● Stated problem:
Below is a listing; write it out exactly and drop any images from it.

● Data lines:
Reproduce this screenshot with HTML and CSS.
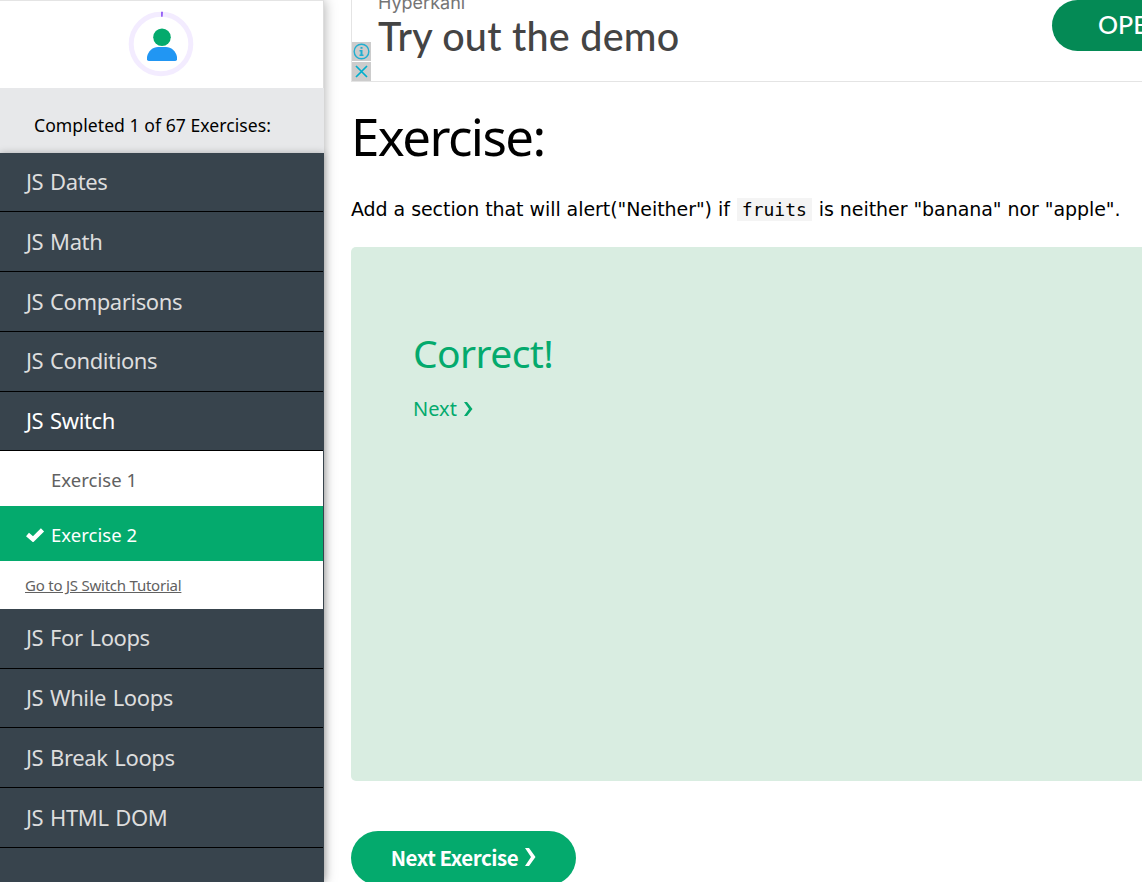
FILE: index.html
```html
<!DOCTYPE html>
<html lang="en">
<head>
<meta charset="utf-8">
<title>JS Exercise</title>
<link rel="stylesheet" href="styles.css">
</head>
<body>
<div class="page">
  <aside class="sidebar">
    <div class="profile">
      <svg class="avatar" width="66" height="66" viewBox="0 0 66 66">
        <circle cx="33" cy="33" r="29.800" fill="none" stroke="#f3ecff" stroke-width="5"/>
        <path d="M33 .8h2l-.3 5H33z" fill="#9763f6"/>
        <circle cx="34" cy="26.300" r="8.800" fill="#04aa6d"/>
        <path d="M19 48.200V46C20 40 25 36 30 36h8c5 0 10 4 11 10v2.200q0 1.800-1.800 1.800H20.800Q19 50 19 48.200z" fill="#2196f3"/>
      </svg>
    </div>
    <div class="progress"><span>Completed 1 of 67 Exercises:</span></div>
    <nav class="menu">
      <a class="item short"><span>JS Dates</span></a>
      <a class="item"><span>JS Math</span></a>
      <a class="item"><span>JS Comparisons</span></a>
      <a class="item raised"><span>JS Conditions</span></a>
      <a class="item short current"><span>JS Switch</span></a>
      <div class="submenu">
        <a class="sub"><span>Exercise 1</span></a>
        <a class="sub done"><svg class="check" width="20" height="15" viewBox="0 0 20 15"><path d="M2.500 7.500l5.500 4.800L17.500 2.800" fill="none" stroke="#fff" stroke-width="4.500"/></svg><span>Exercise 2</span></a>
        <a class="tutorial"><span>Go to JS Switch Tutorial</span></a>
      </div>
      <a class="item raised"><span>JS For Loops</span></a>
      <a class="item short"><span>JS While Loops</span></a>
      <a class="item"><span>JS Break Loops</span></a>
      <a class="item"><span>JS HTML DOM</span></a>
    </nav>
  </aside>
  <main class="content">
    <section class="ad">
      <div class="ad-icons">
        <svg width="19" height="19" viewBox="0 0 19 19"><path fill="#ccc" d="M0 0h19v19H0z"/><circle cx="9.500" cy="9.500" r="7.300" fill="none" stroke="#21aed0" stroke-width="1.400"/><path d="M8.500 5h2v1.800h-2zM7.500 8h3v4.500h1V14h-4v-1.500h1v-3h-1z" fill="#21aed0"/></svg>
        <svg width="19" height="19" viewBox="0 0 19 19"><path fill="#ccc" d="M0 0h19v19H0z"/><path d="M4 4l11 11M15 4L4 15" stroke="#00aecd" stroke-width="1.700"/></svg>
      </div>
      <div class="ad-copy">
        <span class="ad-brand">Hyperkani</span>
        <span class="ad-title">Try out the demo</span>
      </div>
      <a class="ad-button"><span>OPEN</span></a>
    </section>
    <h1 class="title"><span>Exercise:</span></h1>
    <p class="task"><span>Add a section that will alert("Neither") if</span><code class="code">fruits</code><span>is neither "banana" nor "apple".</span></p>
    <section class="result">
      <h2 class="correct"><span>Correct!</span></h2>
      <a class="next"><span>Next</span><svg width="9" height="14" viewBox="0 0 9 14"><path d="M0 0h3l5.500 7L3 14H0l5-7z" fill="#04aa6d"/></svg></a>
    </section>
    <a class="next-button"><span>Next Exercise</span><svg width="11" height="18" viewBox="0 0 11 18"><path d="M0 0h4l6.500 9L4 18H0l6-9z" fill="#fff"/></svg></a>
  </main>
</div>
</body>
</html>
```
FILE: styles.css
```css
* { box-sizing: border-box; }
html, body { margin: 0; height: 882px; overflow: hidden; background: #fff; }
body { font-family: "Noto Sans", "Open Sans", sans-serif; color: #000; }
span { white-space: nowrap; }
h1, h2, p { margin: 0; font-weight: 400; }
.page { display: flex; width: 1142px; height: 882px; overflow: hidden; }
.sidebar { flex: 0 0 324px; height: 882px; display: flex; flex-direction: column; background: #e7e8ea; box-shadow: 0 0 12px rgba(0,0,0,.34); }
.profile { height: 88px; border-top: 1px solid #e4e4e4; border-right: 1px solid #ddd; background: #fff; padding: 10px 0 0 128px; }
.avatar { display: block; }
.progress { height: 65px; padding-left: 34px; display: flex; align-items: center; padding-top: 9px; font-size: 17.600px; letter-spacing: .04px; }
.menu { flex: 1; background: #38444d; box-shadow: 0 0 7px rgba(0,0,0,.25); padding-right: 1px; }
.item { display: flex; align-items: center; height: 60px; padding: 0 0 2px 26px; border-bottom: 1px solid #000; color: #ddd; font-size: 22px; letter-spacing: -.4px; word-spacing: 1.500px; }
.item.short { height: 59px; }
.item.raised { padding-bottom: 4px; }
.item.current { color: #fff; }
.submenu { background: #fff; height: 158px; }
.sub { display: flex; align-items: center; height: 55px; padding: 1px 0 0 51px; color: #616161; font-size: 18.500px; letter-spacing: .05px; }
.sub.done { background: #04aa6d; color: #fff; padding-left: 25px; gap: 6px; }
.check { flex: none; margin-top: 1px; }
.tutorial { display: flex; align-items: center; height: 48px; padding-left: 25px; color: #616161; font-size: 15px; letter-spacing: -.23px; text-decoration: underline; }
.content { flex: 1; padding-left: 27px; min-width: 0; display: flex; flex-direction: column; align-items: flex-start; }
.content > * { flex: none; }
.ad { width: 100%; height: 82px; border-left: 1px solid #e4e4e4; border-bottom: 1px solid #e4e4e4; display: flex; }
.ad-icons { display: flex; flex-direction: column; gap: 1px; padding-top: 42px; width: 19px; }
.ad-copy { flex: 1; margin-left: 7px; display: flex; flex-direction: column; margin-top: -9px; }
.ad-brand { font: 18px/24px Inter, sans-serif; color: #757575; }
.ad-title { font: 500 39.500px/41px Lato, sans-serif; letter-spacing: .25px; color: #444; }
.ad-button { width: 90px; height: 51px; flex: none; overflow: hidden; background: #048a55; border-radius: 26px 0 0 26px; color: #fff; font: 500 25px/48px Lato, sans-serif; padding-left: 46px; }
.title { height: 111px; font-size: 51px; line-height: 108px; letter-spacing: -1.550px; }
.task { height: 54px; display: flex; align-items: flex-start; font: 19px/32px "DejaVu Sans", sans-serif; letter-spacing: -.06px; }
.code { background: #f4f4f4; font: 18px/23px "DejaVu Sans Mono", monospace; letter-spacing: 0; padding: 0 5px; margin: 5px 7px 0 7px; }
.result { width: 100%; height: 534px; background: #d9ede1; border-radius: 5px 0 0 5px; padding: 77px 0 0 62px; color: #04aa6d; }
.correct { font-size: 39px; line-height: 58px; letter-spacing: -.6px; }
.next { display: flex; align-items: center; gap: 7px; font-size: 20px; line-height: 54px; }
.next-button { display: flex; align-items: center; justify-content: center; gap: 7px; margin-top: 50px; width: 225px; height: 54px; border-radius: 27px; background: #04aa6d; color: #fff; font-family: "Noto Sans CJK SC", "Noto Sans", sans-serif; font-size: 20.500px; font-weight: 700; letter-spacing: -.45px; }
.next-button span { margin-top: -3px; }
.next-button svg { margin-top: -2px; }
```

● Full answer:
Reproduce this screenshot with HTML and CSS.
FILE: index.html
```html
<!DOCTYPE html>
<html lang="en">
<head>
<meta charset="utf-8">
<title>JS Exercise</title>
<link rel="stylesheet" href="styles.css">
</head>
<body>
<div class="page">
  <aside class="sidebar">
    <div class="profile">
      <svg class="avatar" width="66" height="66" viewBox="0 0 66 66">
        <circle cx="33" cy="33" r="29.800" fill="none" stroke="#f3ecff" stroke-width="5"/>
        <path d="M33 .8h2l-.3 5H33z" fill="#9763f6"/>
        <circle cx="34" cy="26.300" r="8.800" fill="#04aa6d"/>
        <path d="M19 48.200V46C20 40 25 36 30 36h8c5 0 10 4 11 10v2.200q0 1.800-1.800 1.800H20.800Q19 50 19 48.200z" fill="#2196f3"/>
      </svg>
    </div>
    <div class="progress"><span>Completed 1 of 67 Exercises:</span></div>
    <nav class="menu">
      <a class="item short"><span>JS Dates</span></a>
      <a class="item"><span>JS Math</span></a>
      <a class="item"><span>JS Comparisons</span></a>
      <a class="item raised"><span>JS Conditions</span></a>
      <a class="item short current"><span>JS Switch</span></a>
      <div class="submenu">
        <a class="sub"><span>Exercise 1</span></a>
        <a class="sub done"><svg class="check" width="20" height="15" viewBox="0 0 20 15"><path d="M2.500 7.500l5.500 4.800L17.500 2.800" fill="none" stroke="#fff" stroke-width="4.500"/></svg><span>Exercise 2</span></a>
        <a class="tutorial"><span>Go to JS Switch Tutorial</span></a>
      </div>
      <a class="item raised"><span>JS For Loops</span></a>
      <a class="item short"><span>JS While Loops</span></a>
      <a class="item"><span>JS Break Loops</span></a>
      <a class="item"><span>JS HTML DOM</span></a>
    </nav>
  </aside>
  <main class="content">
    <section class="ad">
      <div class="ad-icons">
        <svg width="19" height="19" viewBox="0 0 19 19"><path fill="#ccc" d="M0 0h19v19H0z"/><circle cx="9.500" cy="9.500" r="7.300" fill="none" stroke="#21aed0" stroke-width="1.400"/><path d="M8.500 5h2v1.800h-2zM7.500 8h3v4.500h1V14h-4v-1.500h1v-3h-1z" fill="#21aed0"/></svg>
        <svg width="19" height="19" viewBox="0 0 19 19"><path fill="#ccc" d="M0 0h19v19H0z"/><path d="M4 4l11 11M15 4L4 15" stroke="#00aecd" stroke-width="1.700"/></svg>
      </div>
      <div class="ad-copy">
        <span class="ad-brand">Hyperkani</span>
        <span class="ad-title">Try out the demo</span>
      </div>
      <a class="ad-button"><span>OPEN</span></a>
    </section>
    <h1 class="title"><span>Exercise:</span></h1>
    <p class="task"><span>Add a section that will alert("Neither") if</span><code class="code">fruits</code><span>is neither "banana" nor "apple".</span></p>
    <section class="result">
      <h2 class="correct"><span>Correct!</span></h2>
      <a class="next"><span>Next</span><svg width="9" height="14" viewBox="0 0 9 14"><path d="M0 0h3l5.500 7L3 14H0l5-7z" fill="#04aa6d"/></svg></a>
    </section>
    <a class="next-button"><span>Next Exercise</span><svg width="11" height="18" viewBox="0 0 11 18"><path d="M0 0h4l6.500 9L4 18H0l6-9z" fill="#fff"/></svg></a>
  </main>
</div>
</body>
</html>
```
FILE: styles.css
```css
* { box-sizing: border-box; }
html, body { margin: 0; height: 882px; overflow: hidden; background: #fff; }
body { font-family: "Noto Sans", "Open Sans", sans-serif; color: #000; }
span { white-space: nowrap; }
h1, h2, p { margin: 0; font-weight: 400; }
.page { display: flex; width: 1142px; height: 882px; overflow: hidden; }
.sidebar { flex: 0 0 324px; height: 882px; display: flex; flex-direction: column; background: #e7e8ea; box-shadow: 0 0 12px rgba(0,0,0,.34); }
.profile { height: 88px; border-top: 1px solid #e4e4e4; border-right: 1px solid #ddd; background: #fff; padding: 10px 0 0 128px; }
.avatar { display: block; }
.progress { height: 65px; padding-left: 34px; display: flex; align-items: center; padding-top: 9px; font-size: 17.600px; letter-spacing: .04px; }
.menu { flex: 1; background: #38444d; box-shadow: 0 0 7px rgba(0,0,0,.25); padding-right: 1px; }
.item { display: flex; align-items: center; height: 60px; padding: 0 0 2px 26px; border-bottom: 1px solid #000; color: #ddd; font-size: 22px; letter-spacing: -.4px; word-spacing: 1.500px; }
.item.short { height: 59px; }
.item.raised { padding-bottom: 4px; }
.item.current { color: #fff; }
.submenu { background: #fff; height: 158px; }
.sub { display: flex; align-items: center; height: 55px; padding: 1px 0 0 51px; color: #616161; font-size: 18.500px; letter-spacing: .05px; }
.sub.done { background: #04aa6d; color: #fff; padding-left: 25px; gap: 6px; }
.check { flex: none; margin-top: 1px; }
.tutorial { display: flex; align-items: center; height: 48px; padding-left: 25px; color: #616161; font-size: 15px; letter-spacing: -.23px; text-decoration: underline; }
.content { flex: 1; padding-left: 27px; min-width: 0; display: flex; flex-direction: column; align-items: flex-start; }
.content > * { flex: none; }
.ad { width: 100%; height: 82px; border-left: 1px solid #e4e4e4; border-bottom: 1px solid #e4e4e4; display: flex; }
.ad-icons { display: flex; flex-direction: column; gap: 1px; padding-top: 42px; width: 19px; }
.ad-copy { flex: 1; margin-left: 7px; display: flex; flex-direction: column; margin-top: -9px; }
.ad-brand { font: 18px/24px Inter, sans-serif; color: #757575; }
.ad-title { font: 500 39.500px/41px Lato, sans-serif; letter-spacing: .25px; color: #444; }
.ad-button { width: 90px; height: 51px; flex: none; overflow: hidden; background: #048a55; border-radius: 26px 0 0 26px; color: #fff; font: 500 25px/48px Lato, sans-serif; padding-left: 46px; }
.title { height: 111px; font-size: 51px; line-height: 108px; letter-spacing: -1.550px; }
.task { height: 54px; display: flex; align-items: flex-start; font: 19px/32px "DejaVu Sans", sans-serif; letter-spacing: -.06px; }
.code { background: #f4f4f4; font: 18px/23px "DejaVu Sans Mono", monospace; letter-spacing: 0; padding: 0 5px; margin: 5px 7px 0 7px; }
.result { width: 100%; height: 534px; background: #d9ede1; border-radius: 5px 0 0 5px; padding: 77px 0 0 62px; color: #04aa6d; }
.correct { font-size: 39px; line-height: 58px; letter-spacing: -.6px; }
.next { display: flex; align-items: center; gap: 7px; font-size: 20px; line-height: 54px; }
.next-button { display: flex; align-items: center; justify-content: center; gap: 7px; margin-top: 50px; width: 225px; height: 54px; border-radius: 27px; background: #04aa6d; color: #fff; font-family: "Noto Sans CJK SC", "Noto Sans", sans-serif; font-size: 20.500px; font-weight: 700; letter-spacing: -.45px; }
.next-button span { margin-top: -3px; }
.next-button svg { margin-top: -2px; }
```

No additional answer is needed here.